------ Excerpted records

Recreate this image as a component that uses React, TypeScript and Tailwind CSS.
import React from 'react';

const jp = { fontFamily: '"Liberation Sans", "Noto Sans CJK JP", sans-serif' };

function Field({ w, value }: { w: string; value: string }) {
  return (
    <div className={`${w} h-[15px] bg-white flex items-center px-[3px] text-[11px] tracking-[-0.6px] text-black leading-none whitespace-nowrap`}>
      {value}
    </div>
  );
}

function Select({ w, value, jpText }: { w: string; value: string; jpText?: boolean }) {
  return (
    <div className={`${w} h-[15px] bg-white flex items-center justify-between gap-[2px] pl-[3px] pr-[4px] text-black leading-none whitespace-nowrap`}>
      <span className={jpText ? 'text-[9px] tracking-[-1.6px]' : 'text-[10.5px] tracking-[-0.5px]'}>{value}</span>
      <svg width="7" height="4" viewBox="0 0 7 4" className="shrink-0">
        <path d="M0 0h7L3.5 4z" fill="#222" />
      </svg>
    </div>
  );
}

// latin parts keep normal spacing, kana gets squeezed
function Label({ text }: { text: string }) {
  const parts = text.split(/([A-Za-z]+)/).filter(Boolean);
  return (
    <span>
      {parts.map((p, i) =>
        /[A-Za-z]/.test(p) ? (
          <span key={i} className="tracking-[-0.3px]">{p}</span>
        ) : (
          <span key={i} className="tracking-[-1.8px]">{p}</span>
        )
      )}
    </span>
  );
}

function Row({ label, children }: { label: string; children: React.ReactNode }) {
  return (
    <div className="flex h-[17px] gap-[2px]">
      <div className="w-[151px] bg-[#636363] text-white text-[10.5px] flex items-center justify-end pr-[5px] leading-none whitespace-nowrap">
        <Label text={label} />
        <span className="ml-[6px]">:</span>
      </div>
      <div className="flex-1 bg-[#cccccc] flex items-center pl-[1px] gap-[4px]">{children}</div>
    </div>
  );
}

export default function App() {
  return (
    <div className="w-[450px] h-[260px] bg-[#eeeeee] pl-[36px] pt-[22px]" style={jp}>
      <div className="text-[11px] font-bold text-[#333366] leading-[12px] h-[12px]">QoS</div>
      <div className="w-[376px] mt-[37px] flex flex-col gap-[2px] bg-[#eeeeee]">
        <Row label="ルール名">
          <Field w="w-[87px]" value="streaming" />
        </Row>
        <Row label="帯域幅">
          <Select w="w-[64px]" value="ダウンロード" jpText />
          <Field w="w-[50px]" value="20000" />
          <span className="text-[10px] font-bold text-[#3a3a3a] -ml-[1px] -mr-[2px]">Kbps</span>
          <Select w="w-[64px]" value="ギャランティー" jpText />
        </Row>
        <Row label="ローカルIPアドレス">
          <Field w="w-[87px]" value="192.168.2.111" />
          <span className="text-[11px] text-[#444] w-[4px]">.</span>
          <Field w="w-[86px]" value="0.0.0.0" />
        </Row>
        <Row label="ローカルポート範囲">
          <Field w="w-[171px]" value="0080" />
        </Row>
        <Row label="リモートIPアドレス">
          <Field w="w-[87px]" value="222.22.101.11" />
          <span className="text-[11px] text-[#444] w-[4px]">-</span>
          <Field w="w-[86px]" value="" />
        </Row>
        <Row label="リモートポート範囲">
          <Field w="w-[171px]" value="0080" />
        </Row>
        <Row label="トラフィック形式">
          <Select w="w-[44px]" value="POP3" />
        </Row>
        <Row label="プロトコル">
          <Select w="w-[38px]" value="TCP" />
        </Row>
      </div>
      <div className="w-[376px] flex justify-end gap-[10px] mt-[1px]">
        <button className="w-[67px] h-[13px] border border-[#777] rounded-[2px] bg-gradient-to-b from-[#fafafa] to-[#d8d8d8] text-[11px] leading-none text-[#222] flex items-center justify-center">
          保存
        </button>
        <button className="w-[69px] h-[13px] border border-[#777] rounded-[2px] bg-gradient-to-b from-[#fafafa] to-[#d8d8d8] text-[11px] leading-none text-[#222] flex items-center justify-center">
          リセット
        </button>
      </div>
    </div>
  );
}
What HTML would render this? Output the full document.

------------

§ Work to do
Take the entries and copy them out exactly.

§ Output for this exercise
Recreate this image as a component that uses React, TypeScript and Tailwind CSS.
import React from 'react';

const jp = { fontFamily: '"Liberation Sans", "Noto Sans CJK JP", sans-serif' };

function Field({ w, value }: { w: string; value: string }) {
  return (
    <div className={`${w} h-[15px] bg-white flex items-center px-[3px] text-[11px] tracking-[-0.6px] text-black leading-none whitespace-nowrap`}>
      {value}
    </div>
  );
}

function Select({ w, value, jpText }: { w: string; value: string; jpText?: boolean }) {
  return (
    <div className={`${w} h-[15px] bg-white flex items-center justify-between gap-[2px] pl-[3px] pr-[4px] text-black leading-none whitespace-nowrap`}>
      <span className={jpText ? 'text-[9px] tracking-[-1.6px]' : 'text-[10.5px] tracking-[-0.5px]'}>{value}</span>
      <svg width="7" height="4" viewBox="0 0 7 4" className="shrink-0">
        <path d="M0 0h7L3.5 4z" fill="#222" />
      </svg>
    </div>
  );
}

// latin parts keep normal spacing, kana gets squeezed
function Label({ text }: { text: string }) {
  const parts = text.split(/([A-Za-z]+)/).filter(Boolean);
  return (
    <span>
      {parts.map((p, i) =>
        /[A-Za-z]/.test(p) ? (
          <span key={i} className="tracking-[-0.3px]">{p}</span>
        ) : (
          <span key={i} className="tracking-[-1.8px]">{p}</span>
        )
      )}
    </span>
  );
}

function Row({ label, children }: { label: string; children: React.ReactNode }) {
  return (
    <div className="flex h-[17px] gap-[2px]">
      <div className="w-[151px] bg-[#636363] text-white text-[10.5px] flex items-center justify-end pr-[5px] leading-none whitespace-nowrap">
        <Label text={label} />
        <span className="ml-[6px]">:</span>
      </div>
      <div className="flex-1 bg-[#cccccc] flex items-center pl-[1px] gap-[4px]">{children}</div>
    </div>
  );
}

export default function App() {
  return (
    <div className="w-[450px] h-[260px] bg-[#eeeeee] pl-[36px] pt-[22px]" style={jp}>
      <div className="text-[11px] font-bold text-[#333366] leading-[12px] h-[12px]">QoS</div>
      <div className="w-[376px] mt-[37px] flex flex-col gap-[2px] bg-[#eeeeee]">
        <Row label="ルール名">
          <Field w="w-[87px]" value="streaming" />
        </Row>
        <Row label="帯域幅">
          <Select w="w-[64px]" value="ダウンロード" jpText />
          <Field w="w-[50px]" value="20000" />
          <span className="text-[10px] font-bold text-[#3a3a3a] -ml-[1px] -mr-[2px]">Kbps</span>
          <Select w="w-[64px]" value="ギャランティー" jpText />
        </Row>
        <Row label="ローカルIPアドレス">
          <Field w="w-[87px]" value="192.168.2.111" />
          <span className="text-[11px] text-[#444] w-[4px]">.</span>
          <Field w="w-[86px]" value="0.0.0.0" />
        </Row>
        <Row label="ローカルポート範囲">
          <Field w="w-[171px]" value="0080" />
        </Row>
        <Row label="リモートIPアドレス">
          <Field w="w-[87px]" value="222.22.101.11" />
          <span className="text-[11px] text-[#444] w-[4px]">-</span>
          <Field w="w-[86px]" value="" />
        </Row>
        <Row label="リモートポート範囲">
          <Field w="w-[171px]" value="0080" />
        </Row>
        <Row label="トラフィック形式">
          <Select w="w-[44px]" value="POP3" />
        </Row>
        <Row label="プロトコル">
          <Select w="w-[38px]" value="TCP" />
        </Row>
      </div>
      <div className="w-[376px] flex justify-end gap-[10px] mt-[1px]">
        <button className="w-[67px] h-[13px] border border-[#777] rounded-[2px] bg-gradient-to-b from-[#fafafa] to-[#d8d8d8] text-[11px] leading-none text-[#222] flex items-center justify-center">
          保存
        </button>
        <button className="w-[69px] h-[13px] border border-[#777] rounded-[2px] bg-gradient-to-b from-[#fafafa] to-[#d8d8d8] text-[11px] leading-none text-[#222] flex items-center justify-center">
          リセット
        </button>
      </div>
    </div>
  );
}
What HTML would render this? Output the full document.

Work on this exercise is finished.